Three’s A Crowd: Syrian Rebels, Government Forces, And Russian Militants Accused Of Deploying ‘Toxic Substances’ In Aleppo

 

Syrian rebels have accused the government, of embattled Syrian President, Bashar al-Assad of using poison gas against civilians in the north, while the government has instead accused the rebels of using chemical weapons themselves.

Russia is also denying claims from Syrian rebels and human rights groups that it was behind an alleged chlorine gas attack in the same area where a Russian helicopter was shot down the day before, according to a Russian state media report.

“I don’t have information; we don’t have information about how the operation is proceeding,” Russia’s TASS news agency reported Kremlin spokesman Dmitry Peskov as saying. “It is very hard to react to such information releases: it is not always clear what they are based on, what their sources are and so on.”

Aid workers in Syria’s war-ravaged northwest claimed that a helicopter dropped barrels of toxic gas on a town near the besieged city of Aleppo.

There has been no independent confirmation of any claim, however, the Russian military, as well as Russian news agency Interfax, has alleged that rebels in the Syrian city of Aleppo deployed the “toxic substances.”

Like Interfax, Syria’s state-run SANA news agency also reported that rebels were behind the attack in Aleppo. SANA’s report added that Mohamad Hazouri, Aleppo’s health director, put the death toll at eight and said victims reported breathing problems from the chlorine shells.

Russian Foreign Ministry official, Mikhail Ulyanov said he has appealed the chemical strikes to the Organization for the Prohibition of Chemical Weapons.

“We have accurate information that [rebels have] the relevant knowledge and even industrial capacity to produce chemical warfare agents,” Ulyanov said

Syrian neurologist Ibrahim al-Assad said he treated 16 of the 29 cases brought to his hospital in the rebel-held part of Syria.

Doctor al-Assad said first responders smelled the gas at the site of the bomb attack, which he described as a busy shopping area near an ice cream shop. Rebels and activists have reported chlorine gas attacks in the town before, but the lack of chemical labs or independent testers makes it difficult to verify these claims.

The head of the Russian military’s Reconciliation Center, at the Russian base in Syria, Lt. Gen. Sergei Chvarkov, said in a statement that the rebels struck a residential area in Aleppo with toxic substances, killing 7 and injuring 23. He said the Russian military had informed the U.S. about the incident.

The Organization for the Prohibition of Chemical Weapons, OPCW, said in a statement that recent media reports that highlighted the possible use of chemical weapons in Syria are of great concern.
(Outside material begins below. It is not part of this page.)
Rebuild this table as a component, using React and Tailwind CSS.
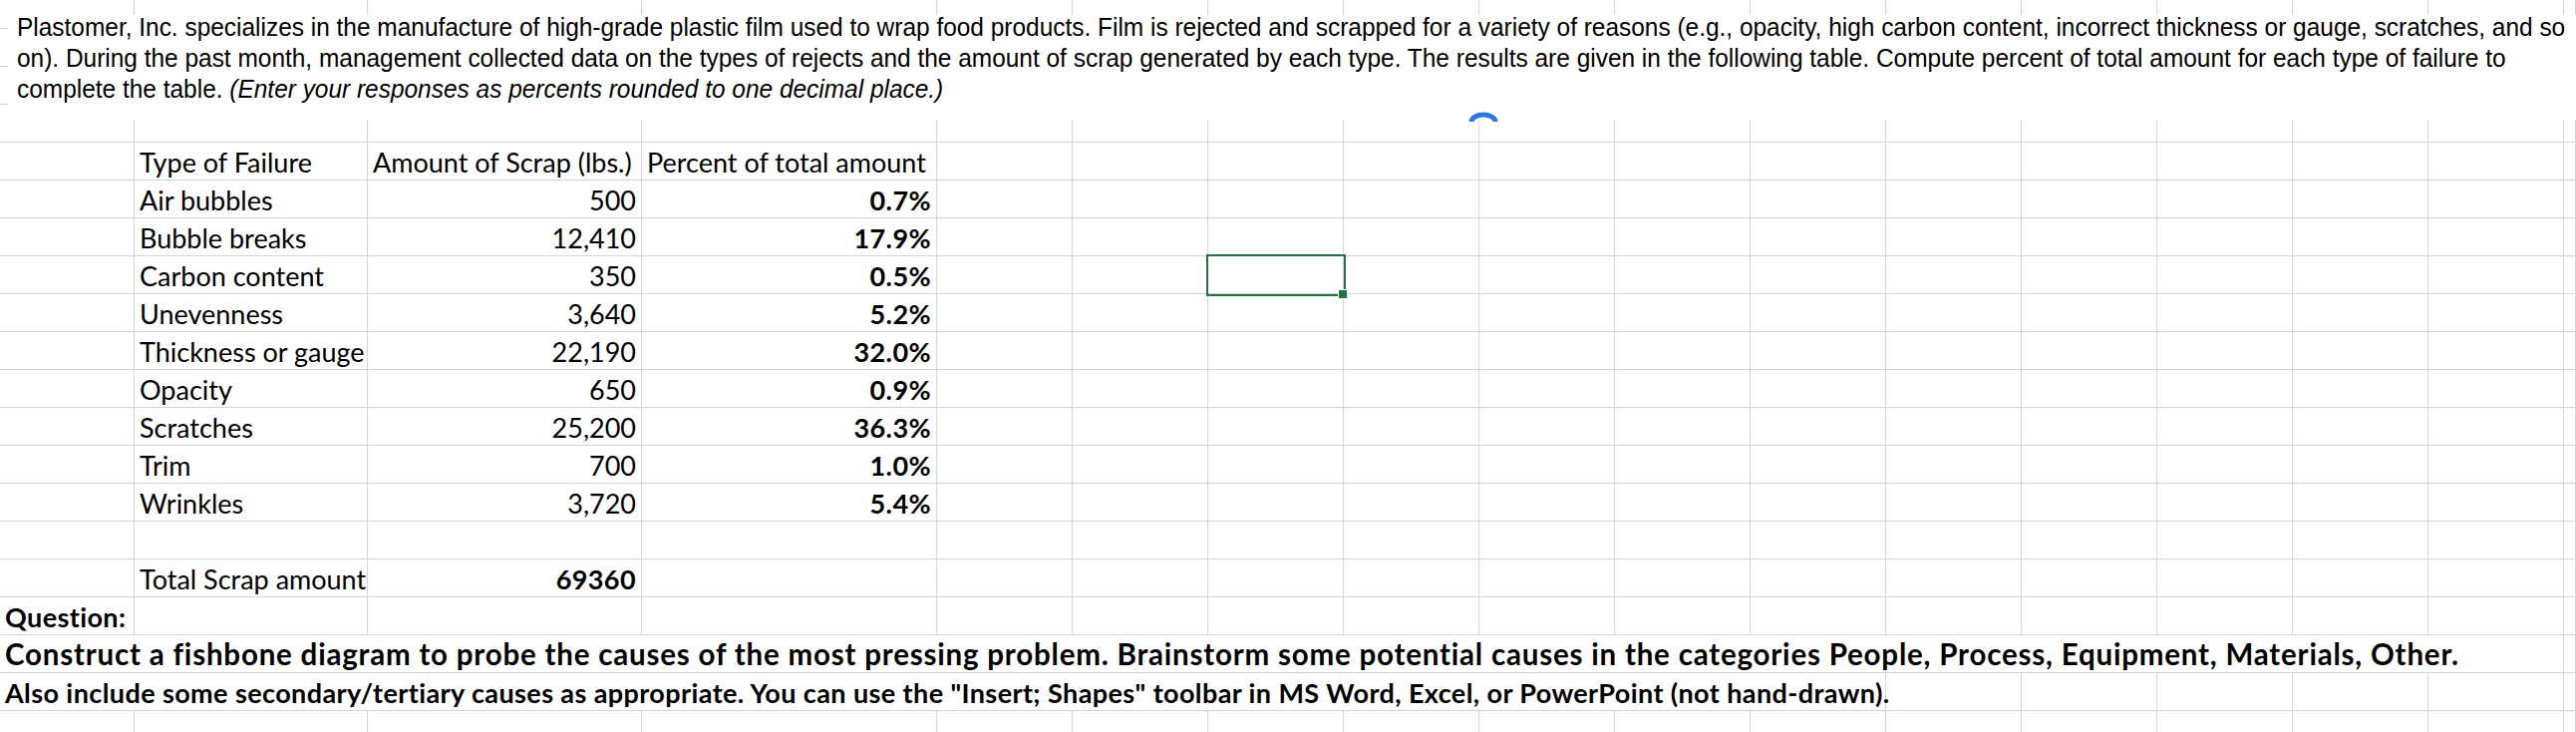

It said the agency continues to examine any credible reports it receives regarding responsibility for the attacks, including pertinent information that might be shared by state parties to the Chemical Weapons Convention.

The Syrian government has repeatedly been accused of attacking rebels with crude chemical bombs.

Earlier this year, the Syrian-American Medical Society (SAMS) said chemical weapon attacks have killed nearly 1,500 people since civil war broke out in Syria more than five years ago. The SAMS report, released in March, documented 161 chemical attacks in Syria and linked the vast majority of them, and the resulting civilian casualties, to the Assad government.

Meanwhile, a major Syrian opposition announced that the government siege had finally been broken last week by rebels. Al Manar, the television station affiliated with the armed Lebanese group Hezbollah, which is fighting alongside the Syrian government forces, said “the rumours that the siege on the eastern neighbourhoods has been broken is entirely false” in a statement on its website.

It is expected to be decisive for the future of a city that was once a commercial heartland, but has been destroyed by five years of war.

About a quarter of a million civilians are living under siege since government forces cut them off last month. In the western, government-controlled areas, UNICEF said 25,000 people have been displaced and are taking shelter from intense fighting in mosques, university campuses, and public gardens.

The latest reports from the area are that the government, backed by Russian jets, has regained some ground. It is not clear exactly which territory has returned to government control. Russian and Syrian forces say they have been operating seven so-called humanitarian corridors, allowing hundreds of people to leave the besieged area peacefully. Russian state television aired pictures of civilians and fighters leaving as gunshots were fired and smoke was seen billowing over the city in the footage.

UNICEF’s regional director, Saad Houry said he is “extremely” concerned for the safety of children caught up in violence in the city, as they make up a third of the 300,000 residents trapped in besieged areas, and called for unhindered humanitarian access and for children to be protected.